Chaque année, le 11 décembre est une journée particulière pour moi et peut-être pour bien d’autres Burkinabè. Ce jour-là, je reste devant ma télévision. J’aime tout ce qui y est présenté, entre autres les discours, la revue de troupes, les défilés, surtout les défilés de nos braves forces de l’ordre et de la sécurité, les témoignages des anciens, l’esprit de festivité. Tout est réuni pour me rappeler que le pays commémore un évènement important qui est l’indépendance acquise et non conquise bientôt une soixantaine d’années. Mais de l’indépendance, quelle indépendance ? Sommes-nous vraiment indépendants ? J’en doute fort. Suivez mon regard.

Dès le IVe siècle, l’Afrique fut victime de la traite orientale au cours de laquelle des milliers de noirs ont été déportés dans les pays arabes et les pourtours de la Méditerranée. Après la découverte des côtes africaines, ce sont les Portugais qui se sont lancés à leur tour dans ce trafic honteux. Les Noirs étaient déportés en grand nombre vers le Portugal. Mais le pire était en téléchargement.

Après la découverte de l’Amérique en 1492, il y eut un besoin pressant de main-d’œuvre pour exploiter les immenses richesses du sous-sol et du sol américain. Après l’échec de l’emploi des « petits Blancs » et suite à la tragédie des Amérindiens, la solution de rechange était les « Noirs si dociles, robustes, travailleurs et acclimatés ». Ainsi naquit la Traite négrière atlantique.

Le Noir perd sa qualité humaine pour devenir une marchandise (le bois d’ébène) et vendu au même titre que l’or, l’ivoire, la gomme arabique et autres produits africains très prisés en Europe. C’est le début du traumatisme collectif des Africains. C’est aussi le début du déclin économique, politique et social de l’Afrique. Le Noir perd ainsi ce qu’il avait de très précieux : sa fierté, sa dignité, son esprit de créativité et la confiance en soi. C’est le début du basculement.

Le Commerce triangulaire a permis à l’Europe d’accumuler d’immenses richesses qu’elle va injecter dans les recherches scientifiques et les inventions techniques. Ainsi naquit la révolution industrielle, base de la puissance économique de l’Europe puis de l’Amérique.

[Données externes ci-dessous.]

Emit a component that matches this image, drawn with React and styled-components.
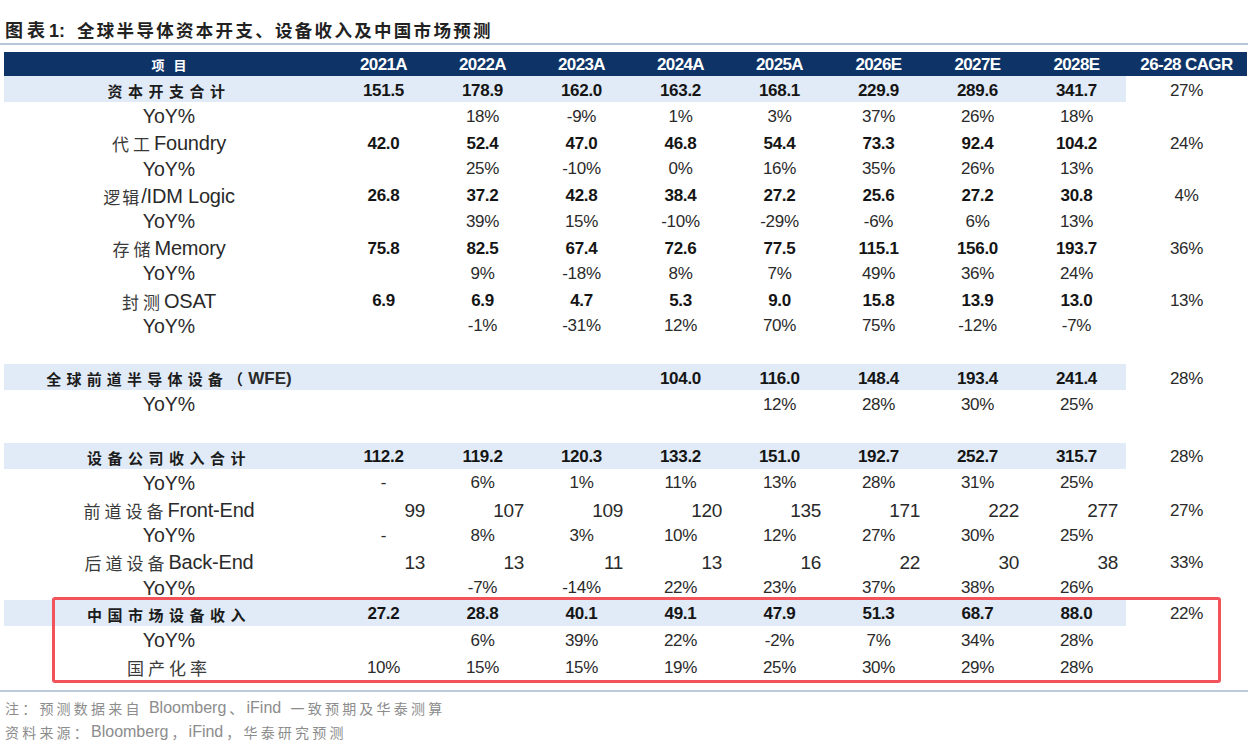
import React from 'react';
import styled, { createGlobalStyle } from 'styled-components';

const GlobalStyle = createGlobalStyle`
    html, body {
        margin: 0;
        padding: 0;
        background: #ffffff;
    }
    body {
        font-family: "Liberation Sans", Arial, "Noto Sans CJK SC", sans-serif;
        color: #1c1c1c;
    }
`;

const CJK = `"Noto Sans CJK SC", "Noto Sans", sans-serif`;
const LATIN = `"Liberation Sans", Arial, "Noto Sans CJK SC", sans-serif`;

const Page = styled.div`
    width: 1248px;
    padding-top: 15px;
`;

const TitleBar = styled.div`
    display: flex;
    align-items: center;
    gap: 12px;
    height: 28px;
    padding-left: 5px;
    border-bottom: 2px solid #b7c6d8;
    font-weight: 700;
    color: #222;
`;

const TitleTag = styled.span`
    font-family: ${CJK};
    font-size: 18px;
    letter-spacing: 4px;

    b {
        font-family: ${LATIN};
        font-size: 18px;
        letter-spacing: 0;
    }
`;

const TitleText = styled.span`
    font-family: ${CJK};
    font-size: 17.5px;
    letter-spacing: 2.3px;
`;

const Table = styled.div`
    margin: 7px 1px 0 4px;
    display: flex;
    flex-direction: column;
`;

const Grid = styled.div`
    display: grid;
    grid-template-columns: 330px repeat(8, 99px) 1fr;
    align-items: stretch;
    height: ${p => p.$height || 26.2}px;
`;

const HeadRow = styled(Grid)`
    background: #0e3467;
    color: #ffffff;
    font-weight: 700;
`;

const HeadCell = styled.div`
    display: flex;
    align-items: center;
    justify-content: center;
    padding-top: 1px;
    font-family: ${LATIN};
    font-size: 17px;
    letter-spacing: -0.6px;
`;

const HeadLabel = styled(HeadCell)`
    font-family: ${CJK};
    font-size: 13px;
    letter-spacing: 9px;
    padding-left: 9px;
`;

const Cell = styled.div`
    display: flex;
    align-items: center;
    justify-content: ${p => (p.$align === 'right' ? 'flex-end' : 'center')};
    padding-top: 3px;
    padding-right: ${p => (p.$align === 'right' ? '8px' : '0')};
    background: ${p => (p.$band ? '#e1ebf7' : 'transparent')};
    font-family: ${LATIN};
    font-size: ${p => p.$size || 17}px;
    font-weight: ${p => (p.$bold ? 700 : 400)};
    color: ${p => (p.$bold ? '#151515' : '#2a2a2a')};
    letter-spacing: -0.3px;
    white-space: nowrap;
`;

const LabelCell = styled(Cell)`
    font-size: 19.5px;
    letter-spacing: 0;
    color: #2a2a2a;
`;

const Zh = styled.span`
    font-family: ${CJK};
    font-size: ${p => (p.$bold ? 15 : 17)}px;
    font-weight: ${p => (p.$bold ? 700 : 400)};
    letter-spacing: ${p => p.$spacing ?? 5}px;
    color: ${p => (p.$bold ? '#1c1c1c' : '#3a3a3a')};
`;

const En = styled.span`
    font-family: ${LATIN};
    font-size: ${p => p.$size || 20}px;
    font-weight: ${p => (p.$bold ? 700 : 400)};
    letter-spacing: ${p => (p.$bold ? 0 : -0.2)}px;
`;

const Group = styled.div`
    position: relative;
    display: flex;
    flex-direction: column;
`;

const Highlight = styled.div`
    position: absolute;
    left: 48px;
    right: 26px;
    top: -3px;
    bottom: -5px;
    border: 3px solid #f2525a;
    border-radius: 3px;
    pointer-events: none;
`;

const Footer = styled.div`
    margin-top: 12px;
    border-top: 2px solid #bccadb;
    padding: 4px 0 0 5px;
    display: flex;
    flex-direction: column;
`;

const Note = styled.div`
    height: 24px;
    display: flex;
    align-items: center;
    color: #8c8c8c;
    white-space: pre;
`;

const NoteZh = styled.span`
    font-family: ${CJK};
    font-size: 14px;
    letter-spacing: 3.2px;
`;

const NoteEn = styled.span`
    font-family: ${LATIN};
    font-size: 16px;
    margin-right: 3px;
`;

const years = ['2021A', '2022A', '2023A', '2024A', '2025A', '2026E', '2027E', '2028E'];

const rows = [
    { kind: 'band', zh: '资本开支合计', values: ['151.5', '178.9', '162.0', '163.2', '168.1', '229.9', '289.6', '341.7'], cagr: '27%' },
    { kind: 'yoy', values: ['', '18%', '-9%', '1%', '3%', '37%', '26%', '18%'] },
    { kind: 'sub', zh: '代工', en: ' Foundry', values: ['42.0', '52.4', '47.0', '46.8', '54.4', '73.3', '92.4', '104.2'], cagr: '24%' },
    { kind: 'yoy', values: ['', '25%', '-10%', '0%', '16%', '35%', '26%', '13%'] },
    { kind: 'sub', zh: '逻辑', en: '/IDM Logic', tight: true, values: ['26.8', '37.2', '42.8', '38.4', '27.2', '25.6', '27.2', '30.8'], cagr: '4%' },
    { kind: 'yoy', values: ['', '39%', '15%', '-10%', '-29%', '-6%', '6%', '13%'] },
    { kind: 'sub', zh: '存储', en: ' Memory', values: ['75.8', '82.5', '67.4', '72.6', '77.5', '115.1', '156.0', '193.7'], cagr: '36%' },
    { kind: 'yoy', values: ['', '9%', '-18%', '8%', '7%', '49%', '36%', '24%'] },
    { kind: 'sub', zh: '封测', en: ' OSAT', values: ['6.9', '6.9', '4.7', '5.3', '9.0', '15.8', '13.9', '13.0'], cagr: '13%' },
    { kind: 'yoy', values: ['', '-1%', '-31%', '12%', '70%', '75%', '-12%', '-7%'] },
    { kind: 'blank' },
    { kind: 'band', zh: '全球前道半导体设备（', en: 'WFE)', values: ['', '', '', '104.0', '116.0', '148.4', '193.4', '241.4'], cagr: '28%' },
    { kind: 'yoy', values: ['', '', '', '', '12%', '28%', '30%', '25%'] },
    { kind: 'blank' },
    { kind: 'band', zh: '设备公司收入合计', values: ['112.2', '119.2', '120.3', '133.2', '151.0', '192.7', '252.7', '315.7'], cagr: '28%' },
    { kind: 'yoy', values: ['-', '6%', '1%', '11%', '13%', '28%', '31%', '25%'] },
    { kind: 'plain', zh: '前道设备', en: ' Front-End', values: ['99', '107', '109', '120', '135', '171', '222', '277'], cagr: '27%' },
    { kind: 'yoy', values: ['-', '8%', '3%', '10%', '12%', '27%', '30%', '25%'] },
    { kind: 'plain', zh: '后道设备', en: ' Back-End', values: ['13', '13', '11', '13', '16', '22', '30', '38'], cagr: '33%' },
    { kind: 'yoy', values: ['', '-7%', '-14%', '22%', '23%', '37%', '38%', '26%'] },
];

const china = [
    { kind: 'band', zh: '中国市场设备收入', values: ['27.2', '28.8', '40.1', '49.1', '47.9', '51.3', '68.7', '88.0'], cagr: '22%' },
    { kind: 'yoy', values: ['', '6%', '39%', '22%', '-2%', '7%', '34%', '28%'] },
    { kind: 'rate', zh: '国产化率', values: ['10%', '15%', '15%', '19%', '25%', '30%', '29%', '28%'] },
];

function Label({ row }) {
    if (row.kind === 'yoy') return <LabelCell>YoY%</LabelCell>;
    if (row.kind === 'band') {
        return (
            <LabelCell $band>
                <Zh $bold $spacing={row.en ? 5.2 : 5.5}>{row.zh}</Zh>
                {row.en && <En $bold $size={17}>{row.en}</En>}
            </LabelCell>
        );
    }
    if (row.kind === 'rate') {
        return (
            <LabelCell>
                <Zh $spacing={4}>{row.zh}</Zh>
            </LabelCell>
        );
    }
    return (
        <LabelCell>
            <Zh $spacing={row.tight ? 2 : 4}>{row.zh}</Zh>
            <En>{row.en}</En>
        </LabelCell>
    );
}

function Row({ row }) {
    if (row.kind === 'blank') return <Grid />;
    const band = row.kind === 'band';
    const bold = band || row.kind === 'sub';
    const right = row.kind === 'plain';
    return (
        <Grid>
            <Label row={row} />
            {row.values.map((v, i) => (
                <Cell key={i} $band={band} $bold={bold} $align={right ? 'right' : 'center'} $size={right ? 19 : 17}>
                    {v}
                </Cell>
            ))}
            <Cell>{row.cagr || ''}</Cell>
        </Grid>
    );
}

export default function App() {
    return (
        <Page>
            <GlobalStyle />
            <TitleBar>
                <TitleTag>图表<b>1:</b></TitleTag>
                <TitleText>全球半导体资本开支、设备收入及中国市场预测</TitleText>
            </TitleBar>
            <Table>
                <HeadRow $height={24}>
                    <HeadLabel>项目</HeadLabel>
                    {years.map(y => (
                        <HeadCell key={y}>{y}</HeadCell>
                    ))}
                    <HeadCell>26-28 CAGR</HeadCell>
                </HeadRow>
                {rows.map((row, i) => (
                    <Row key={i} row={row} />
                ))}
                <Group>
                    {china.map((row, i) => (
                        <Row key={i} row={row} />
                    ))}
                    <Highlight />
                </Group>
            </Table>
            <Footer>
                <Note>
                    <NoteZh>注：预测数据来自 </NoteZh>
                    <NoteEn>Bloomberg</NoteEn>
                    <NoteZh>、</NoteZh>
                    <NoteEn>iFind</NoteEn>
                    <NoteZh> 一致预期及华泰测算</NoteZh>
                </Note>
                <Note>
                    <NoteZh>资料来源：</NoteZh>
                    <NoteEn>Bloomberg</NoteEn>
                    <NoteZh>，</NoteZh>
                    <NoteEn>iFind</NoteEn>
                    <NoteZh>，华泰研究预测</NoteZh>
                </Note>
            </Footer>
        </Page>
    );
}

Avec l’industrialisation, les machines remplacent les hommes. La main d’œuvre « noire » devient de plus en plus dispensable et coûteuse.

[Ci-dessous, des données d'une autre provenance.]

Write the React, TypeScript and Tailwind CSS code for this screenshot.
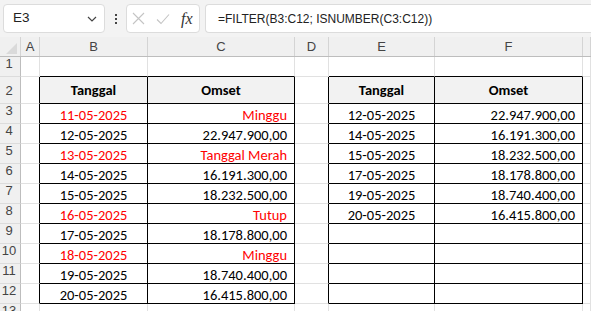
import React from "react";

type Cell = { t: string; red?: boolean; bold?: boolean; align: "c" | "r"; hdr?: boolean };
type ColKey = "A" | "B" | "C" | "D" | "E" | "F" | "G";

const COLS: { k: ColKey; w: string }[] = [
  { k: "A", w: "w-[19px]" },
  { k: "B", w: "w-[108px]" },
  { k: "C", w: "w-[147px]" },
  { k: "D", w: "w-[34px]" },
  { k: "E", w: "w-[106px]" },
  { k: "F", w: "w-[148px]" },
  { k: "G", w: "flex-1" },
];

const left: [string, string, boolean][] = [
  ["11-05-2025", "Minggu", true],
  ["12-05-2025", "22.947.900,00", false],
  ["13-05-2025", "Tanggal Merah", true],
  ["14-05-2025", "16.191.300,00", false],
  ["15-05-2025", "18.232.500,00", false],
  ["16-05-2025", "Tutup", true],
  ["17-05-2025", "18.178.800,00", false],
  ["18-05-2025", "Minggu", true],
  ["19-05-2025", "18.740.400,00", false],
  ["20-05-2025", "16.415.800,00", false],
];

const right: [string, string][] = [
  ["12-05-2025", "22.947.900,00"],
  ["14-05-2025", "16.191.300,00"],
  ["15-05-2025", "18.232.500,00"],
  ["17-05-2025", "18.178.800,00"],
  ["19-05-2025", "18.740.400,00"],
  ["20-05-2025", "16.415.800,00"],
];

function getCell(col: ColKey, row: number): Cell | null {
  if (row === 2) {
    if (col === "B" || col === "E") return { t: "Tanggal", bold: true, align: "c", hdr: true };
    if (col === "C" || col === "F") return { t: "Omset", bold: true, align: "c", hdr: true };
  }
  if (row >= 3 && row <= 12) {
    const i = row - 3;
    const l = left[i];
    if (col === "B") return { t: l[0], red: l[2], align: "c" };
    if (col === "C") return { t: l[1], red: l[2], align: "r" };
    const r = right[i];
    if (r) {
      if (col === "E") return { t: r[0], align: "c" };
      if (col === "F") return { t: r[1], align: "r" };
    }
  }
  return null;
}

const CELL_FONT = { fontFamily: '"Carlito", "Liberation Sans", Arial, sans-serif' };

function GridCell({ col, row, w }: { col: ColKey; row: number; w: string }) {
  const inTableCol = col === "B" || col === "C" || col === "E" || col === "F";
  const rightBlack = col !== "G" && row >= 2 && row <= 12;
  const bottomBlack = inTableCol && row >= 1 && row <= 12;
  const cell = getCell(col, row);
  const hdrBg = inTableCol && row === 2;
  return (
    <div
      className={[
        w,
        "h-full shrink-0 border-r border-b flex overflow-hidden whitespace-nowrap text-[14.5px] leading-none",
        rightBlack ? "border-r-black" : "border-r-[#e1e1e1]",
        bottomBlack ? "border-b-black" : "border-b-[#e1e1e1]",
        hdrBg ? "bg-[#f2f2f2] items-center pt-[1px]" : "bg-white items-end pb-[1px]",
        cell && cell.align === "r" ? "justify-end pr-[7px]" : "justify-center",
        cell && cell.red ? "text-[#ff0000]" : "text-black",
        cell && cell.bold ? "font-bold" : "font-normal",
      ].join(" ")}
      style={CELL_FONT}
    >
      {cell ? cell.t : ""}
    </div>
  );
}

const rows: { n: number; h: string }[] = [
  { n: 1, h: "h-[20px]" },
  { n: 2, h: "h-[27px]" },
  { n: 3, h: "h-[20px]" },
  { n: 4, h: "h-[20px]" },
  { n: 5, h: "h-[20px]" },
  { n: 6, h: "h-[20px]" },
  { n: 7, h: "h-[20px]" },
  { n: 8, h: "h-[20px]" },
  { n: 9, h: "h-[20px]" },
  { n: 10, h: "h-[20px]" },
  { n: 11, h: "h-[20px]" },
  { n: 12, h: "h-[20px]" },
  { n: 13, h: "h-[20px]" },
];

const UI_FONT = { fontFamily: '"Liberation Sans", Arial, sans-serif' };

export default function App() {
  return (
    <div className="w-[591px] h-[311px] overflow-hidden bg-white flex flex-col" style={UI_FONT}>
      {/* top bar */}
      <div className="h-[37px] shrink-0 bg-[#f3f3f3] flex items-start pt-[4px] pl-[3px]">
        <div className="w-[102px] h-[29px] bg-white border border-[#dcdcdc] rounded-[4px] flex items-center justify-between pl-[9px] pr-[7px]">
          <span className="text-[13.5px] text-[#222]">E3</span>
          <svg width="10" height="6" viewBox="0 0 10 6">
            <path d="M1 1 L5 5 L9 1" fill="none" stroke="#444" strokeWidth="1.2" />
          </svg>
        </div>
        <div className="w-[21px] h-[29px] flex flex-col items-center justify-center gap-[2px]">
          <div className="w-[2px] h-[2px] bg-[#444]" />
          <div className="w-[2px] h-[2px] bg-[#444]" />
          <div className="w-[2px] h-[2px] bg-[#444]" />
        </div>
        <div className="w-[74px] h-[29px] bg-white border border-[#dcdcdc] rounded-[4px] flex items-center pl-[5px] gap-[11px]">
          <svg width="13" height="13" viewBox="0 0 13 13">
            <path d="M1 1 L12 12 M12 1 L1 12" stroke="#c4c4c4" strokeWidth="1.1" />
          </svg>
          <svg width="14" height="12" viewBox="0 0 14 12">
            <path d="M1 6.5 L5 10.5 L13 1.5" fill="none" stroke="#c4c4c4" strokeWidth="1.1" />
          </svg>
          <span
            className="text-[16px] italic text-[#333] leading-none"
            style={{ fontFamily: '"Liberation Serif", "Times New Roman", serif' }}
          >
            fx
          </span>
        </div>
        <div className="ml-[5px] flex-1 h-[29px] bg-white border border-[#dcdcdc] border-r-0 rounded-l-[4px] flex items-center pl-[12px]">
          <span className="text-[12px] text-[#222] whitespace-nowrap">=FILTER(B3:C12; ISNUMBER(C3:C12))</span>
        </div>
      </div>

      {/* column header */}
      <div className="h-[20px] shrink-0 flex bg-[#f0f0f0] border-b border-b-[#bdbdbd]">
        <div className="w-[21px] shrink-0 h-full border-r border-r-[#d4d4d4] flex items-end justify-end pr-[3px] pb-[2px]">
          <svg width="11" height="11" viewBox="0 0 11 11">
            <path d="M11 0 L11 11 L0 11 Z" fill="#dadada" />
          </svg>
        </div>
        {COLS.map((c) => (
          <div
            key={c.k}
            className={[
              c.w,
              "shrink-0 h-full border-r border-r-[#d4d4d4] flex items-center justify-center text-[13px] text-[#444]",
            ].join(" ")}
          >
            {c.k === "G" ? "" : c.k}
          </div>
        ))}
      </div>

      {/* grid rows */}
      <div className="flex-1 flex flex-col overflow-hidden">
        {rows.map((r) => (
          <div key={r.n} className={[r.h, "shrink-0 flex"].join(" ")}>
            <div className="w-[21px] shrink-0 h-full bg-[#f0f0f0] border-r border-r-[#bdbdbd] border-b border-b-[#dcdcdc] flex items-end justify-center pb-[3px] text-[13px] text-[#444] pr-[2px]">
              {r.n}
            </div>
            {COLS.map((c) => (
              <GridCell key={c.k} col={c.k} row={r.n} w={c.w} />
            ))}
          </div>
        ))}
      </div>
    </div>
  );
}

Et avec l’industrialisation, il fallait la matière première agricole et minière. Des produits qu’on ne pouvait plus piller en Amérique, laquelle, après sa mise en valeur par la main-d’œuvre noire, avait conquis son indépendance. Les Américains, surtout ceux du Nord, n’avaient plus besoin d’esclaves et les Européens avaient peu d’intérêts à continuer ce trafic. C’est à ce moment que les religieux et les philanthropes, comme par enchantement, découvrent que la traite négrière est à bannir.

Par la bénédiction de la guerre de sécession, l’action des hommes d’église et des intellectuels, elle fut officiellement abolie.

Il a fallu attendre quelques dizaines d’années pour comprendre que le système d’exploitation des Noirs a tout juste changé de forme. Il n’était plus question de convoyer les Noirs vers l’Amérique mais il fallait les soumettre sur leur propre sol. Ainsi naquit l’exploration, la colonisation puis l’exploitation coloniale. Les Noirs devaient servir de main-d’œuvre et produire des matières premières sur leurs propres sols pour les ex-négriers afin d’alimenter leurs industries. Ils devaient aussi intervenir comme fantassins en temps de guerre en Europe.

Après la Seconde guerre mondiale, les Noirs, lassés par la servitude, haussent le ton.
Ainsi naquit l’indépendance, puis le néocolonialisme et le néo-impérialisme.
Les colonisateurs se sont retirés en prenant le soin de mettre en place un système d’exploitation et de soumission encore plus efficace qu’à la période coloniale.
Les outils de cette nouvelle forme de domination sont entre autres les présidents africains fantoches, l’aide au développement, la démocratie dans sa forme actuelle, le franc CFA, la détérioration des termes de l’échange, le complexe d’infériorité de nombreux Noirs et le terrorisme.

Selon l’ex-président malien Modibo Keïta « le néocolonialisme, c’est quand un pays indépendant est géré indirectement par son ex-métropole par le truchement des traitres qu’elle a hissés au pouvoir ».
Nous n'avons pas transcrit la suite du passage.